By Amy Weider
After any body trauma occurs in life one needs to make amends and heal from it. When we are going through a painful life event or any attempt to heal, the process can become increasingly difficult when you are not believed. Learning to regain the trust in your body after you have been invalidated and told to do otherwise can be increasingly difficult. Here I am going to explain a bit about my body trauma, the ways it occupies my life and how I have rebuilt the trust with my body. Trigger warning: mention of sexual assault.
As April is Sexual Assault Awareness month, I thought this would be the perfect time for me to further explore and write about my connected relationship between being a survivor of both sexual assault and Crohn’s Disease. For me as both a sexual assault survivor and someone with an invisible illness, Crohns Disease, I never thought the two could relate, but after I started understanding my assaults more and the ways I handled it, it all felt too familiar. A big linkage is the fact that the people you confide in to express your pain, cannot see either trauma. In both of these life events, folks had to take my word for my pain and believe me. I am so thankful that I was given believing from family and friends and their constant love and support to pick me up and help me through these times. But the world still manages to seep in and flood the mind with doubt and complexities to both of these things in my life.
When people don’t believe you are in pain or what you are going through because it is internal, it causes forever damage to your relationship with trusting your own body. When I was first going through my Crohn’s diagnosis it was hard to trust how my body was feeling when I was being told that it is all in my head or when doctors did not know what to do with me and my symptoms. Many times when folks need a medical diagnosis, they are brushed off as wanting attention or they “don't have it as bad as others,'' having symptoms that appear to be less urgent.This is very samiliar retohric we hear in the media and our everyday lives when it comes to talking about sexual assault survivors. Both survivors of assault and invisible illnesses experience a forgein threat to their body and both engage with the world’s pre conceived notions and ingrained disbelief that relates to the attempt to get help or seek acceptance.
Another experience that seems to be universal among folks with body trauma is the grieving process that can occur. It is so normal to grieve how your body used to be or function in everyday life pre trauma. In my own experience, I will often refer to myself as “pre-Crohn's Amy” and “post-Crohn’s Amy.” I am absolutely a different person than I was before my Crohn’s diagnosis and a different person than I was before my assaults. It can sometimes be hard to accept that things you never chose to do or had any say in affects your life so much and has changed you. I am in love with the person I am today but that does not make it less difficult at times to think about how life would go if these things had not happened.

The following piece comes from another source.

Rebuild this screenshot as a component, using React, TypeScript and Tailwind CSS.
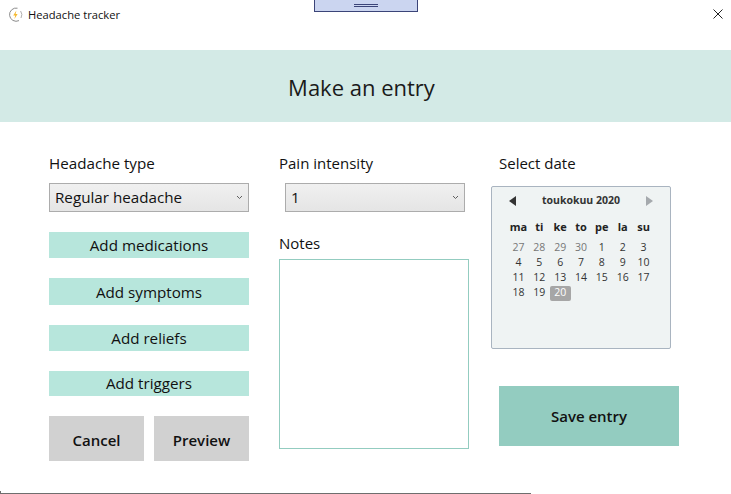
const weekdays = ['ma', 'ti', 'ke', 'to', 'pe', 'la', 'su'];
const days = [
  ['27', '28', '29', '30', '1', '2', '3'],
  ['4', '5', '6', '7', '8', '9', '10'],
  ['11', '12', '13', '14', '15', '16', '17'],
  ['18', '19', '20'],
];
const addButtons = [
  { label: 'Add medications', height: 'h-[26px] pt-[1px]' },
  { label: 'Add symptoms', height: 'h-[27px] pt-[1px]' },
  { label: 'Add reliefs', height: 'h-[26px] pt-[1px]' },
  { label: 'Add triggers', height: 'h-[25px]' },
];

function Chevron() {
  return (
    <svg width="7" height="5" viewBox="0 0 7 5" className="text-[#606060]">
      <path d="M1 1l2.5 2.5L6 1" fill="none" stroke="currentColor" strokeWidth="1" />
    </svg>
  );
}

function Select({ value, className }: { value: string; className: string }) {
  return (
    <div className={`flex h-[29px] items-center justify-between border border-[#acacac] bg-gradient-to-b from-[#f0f0f0] to-[#e5e5e5] pl-[5px] pr-[5px] text-[15.2px] text-[#111] ${className}`}>
      <span>{value}</span>
      <Chevron />
    </div>
  );
}

function AppIcon() {
  return (
    <svg width="15" height="16" viewBox="0 0 15 16">
      <path d="M9.5 1.2A6.6 6.6 0 1 0 11 13.6" fill="none" stroke="#8c8c8c" strokeWidth="1" />
      <path d="M12.6 4A6.6 6.6 0 0 1 13 11" fill="none" stroke="#b0b0b0" strokeWidth="1" />
      <path d="M8.4 3.6L5.2 8.4h2l-.8 3.6 3.2-5h-2z" fill="#f5b82e" />
    </svg>
  );
}

function Calendar() {
  return (
    <div className="-ml-2 h-[163px] w-[180px] rounded-[2px] border border-[#a9b4c0] bg-[#eff3f3] px-[16px] pt-[4px] font-['Open_Sans',sans-serif] text-[10.5px] text-[#333]">
      <div className="flex h-[20px] items-center justify-between px-[1px]">
        <svg width="8" height="10" viewBox="0 0 8 10"><path d="M7 0v10L0 5z" fill="#333" /></svg>
        <span className="text-[10.5px] font-bold text-[#333]">toukokuu 2020</span>
        <svg width="8" height="10" viewBox="0 0 8 10"><path d="M1 0v10l7-5z" fill="#a5a9ad" /></svg>
      </div>
      <div className="mt-[8px] grid grid-cols-7 text-[11px] font-bold text-[#222]">
        {weekdays.map((d) => (
          <span key={d} className="text-center">{d}</span>
        ))}
      </div>
      <div className="mt-[5px] grid grid-cols-7">
        {days.flat().map((d, i) => (
          <span
            key={i}
            className={`flex h-[15px] items-center justify-center ${i < 4 ? 'text-[#777]' : ''} ${d === '20' ? 'rounded-[2px] bg-[#a6a6a6] font-medium text-white' : ''}`}
          >
            {d}
          </span>
        ))}
      </div>
    </div>
  );
}

export default function App() {
  return (
    <div className="relative h-[494px] w-[731px] overflow-hidden bg-white font-['Open_Sans',sans-serif] text-[#111]">
      {/* Docking tab poking in from the top */}
      <div className="absolute left-[314px] top-0 flex h-[12px] w-[104px] items-end justify-center border-x border-b border-[#3b4478] bg-[#cbd5f0] pb-[4px]">
        <div className="h-[3px] w-[24px] border-y border-[#3b4478]" />
      </div>

      {/* Title bar */}
      <div className="flex h-[50px] items-start justify-between pl-[8px] pr-[8px] pt-[7px]">
        <div className="flex items-center gap-[5px] text-[11.2px] leading-[16px] text-[#111]">
          <AppIcon />
          Headache tracker
        </div>
        <svg width="10" height="10" viewBox="0 0 10 10" className="mt-[2px]">
          <path d="M.5.5l9 9M9.5.5l-9 9" stroke="#222" strokeWidth="1" />
        </svg>
      </div>

      {/* Banner */}
      <div className="flex h-[72px] items-center justify-center bg-[#d3eae6] pr-[8px] pt-[3px] text-[22px] text-[#1a1a1a]">
        Make an entry
      </div>

      <div className="flex pl-[49px] pt-[30px]">
        {/* Left column */}
        <div className="flex w-[200px] flex-col">
          <div className="h-[22px] text-[15.2px] leading-[22px]">Headache type</div>
          <Select value="Regular headache" className="mt-[9px]" />
          <div className="mt-[20px] flex flex-col gap-[20px]">
            {addButtons.map((b) => (
              <div key={b.label} className={`flex items-center justify-center bg-[#b7e6dc] text-[15.2px] ${b.height}`}>
                {b.label}
              </div>
            ))}
          </div>
          <div className="mt-[20px] flex gap-[10px]">
            <div className="flex h-[45px] w-[95px] items-center justify-center bg-[#d1d1d1] pt-[3px] text-[15px] font-semibold">Cancel</div>
            <div className="flex h-[45px] w-[95px] items-center justify-center bg-[#d1d1d1] pt-[3px] text-[15px] font-semibold">Preview</div>
          </div>
        </div>

        {/* Middle column */}
        <div className="ml-[30px] flex w-[190px] flex-col">
          <div className="h-[22px] text-[15px] leading-[22px]">Pain intensity</div>
          <Select value="1" className="ml-[6px] mt-[9px] w-[180px]" />
          <div className="mt-[20px] h-[22px] text-[15px] leading-[22px]">Notes</div>
          <div className="mt-[5px] h-[190px] border border-[#93ccc0] bg-white" />
        </div>

        {/* Right column */}
        <div className="ml-[30px] flex w-[180px] flex-col">
          <div className="h-[22px] text-[15px] leading-[22px]">Select date</div>
          <div className="mt-[12px]">
            <Calendar />
          </div>
          <div className="mt-[37px] flex h-[60px] items-center justify-center bg-[#93ccc0] text-[15px] font-semibold">
            Save entry
          </div>
        </div>
      </div>

      {/* Window edge at the bottom */}
      <div className="absolute bottom-0 left-0 h-px w-[531px] bg-[#6e6e6e]" />
      <div className="absolute bottom-0 left-0 h-[3px] w-px bg-[#6e6e6e]" />
    </div>
  );
}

There is not nearly enough credit given to those who believe what their body tells them they have been through and have to stand up for themselves because of it. I have had to retrain myself to believe when I am in pain and stand up for myself when that happens. I have learned that in society, we have a notion that there is a limited amount of love to be given out. This noise often impacts us and forces us to think “it’s not that bad” or “others have it worse.” Sure, maybe that is true, someone will always have it worse but this is a tactic used so often to diminish someone’s pain and prevent healing. Trusting my body and my pain requires me to take all things that happened to me seriously and not downplay them to make others more comfortable.
My past experiences have given me a sixth sense of listening to my body without questioning it. If I feel tired, stressed or possibly sick I listen and I do what I need to do for further prevention. I do this without any shame now and I think survivors of any body trauma deserve to feel nothing less than prioritizing themselves, their health and their safety. In these times we are constantly being reminded that our bodies are fragile and all we have.